Andrological evaluation of male infertility

  • According to World Health Organization (WHO), infertility is defined as the inability of a sexually active couple that does not use contraceptive methods to conceive after a year. Approximately 15% of couples are unable to conceive and about 40% of these cases are attributable to male factors.
  • The initial evaluation components:

    • Complete medical record: personal (general, reproductive and sexual), partner and family medical history.
    • Physical examination: general, neurological and genital examination.
    • Plasma hormone analysis: general and complete hormone evaluation (LH, FSH, total and free testosterone, TSH, Prolactin, GH and ACTH)
    • Seminogram: At least 2 semen analyses should be repeated at 2-4 weekly intervals after 3-5 days of sexual abstinence. The two seminograms are interpreted according to WHO 2010 values.

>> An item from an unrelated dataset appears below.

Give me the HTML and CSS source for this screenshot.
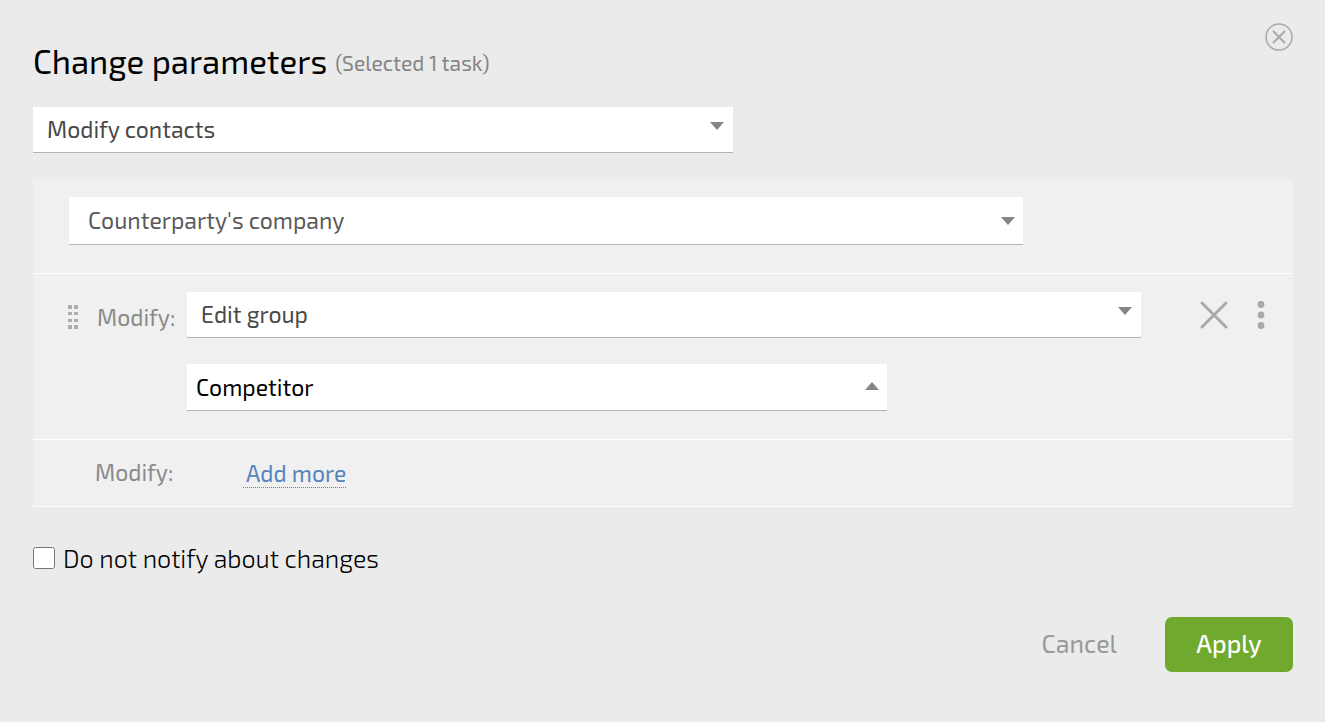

Depending on the findings in the basic study, a personalized advanced study is carried out:

  • Uricult: if there is suspicion of infection.
  • Post-ejaculatory urinalysis: Low-volume or absent ejaculate suggests retrograde ejaculation. 
  • Serologic testing for sexually transmitted diseases: when assisted reproduction techniques are contemplated.
  • Genetic studies: Blood karyotype, Y chromosome microdeletions, CTFR gene mutations, FISH techniques, DNA fragmentation.
  • Imaging studies:
  • Scrotal ultrasonography: if scrotal disorders are suspected (testicular tumors, clinical varicocele).
  • Transrectal ultrasonography: to rule out an agenesis of deferential ducts or obstruction of the ejaculatory ducts.
  • NMR Turkish saddle (pituitary): if pituitary pathology is suspected (hormonal alterations).
  • Vesiculography: to check the permeability and the morphology of the distal seminal pathway.
  • Testicular biopsy (TESE or micro-TESE): indicated in azoospermia patients with a doubtful cause to differentiate between obstructive and secretory (non-obstructive) types. In addition, in these patients, the gametes extracted from the testicular biopsy can be used for assisted reproduction techniques (IVF-ICSI).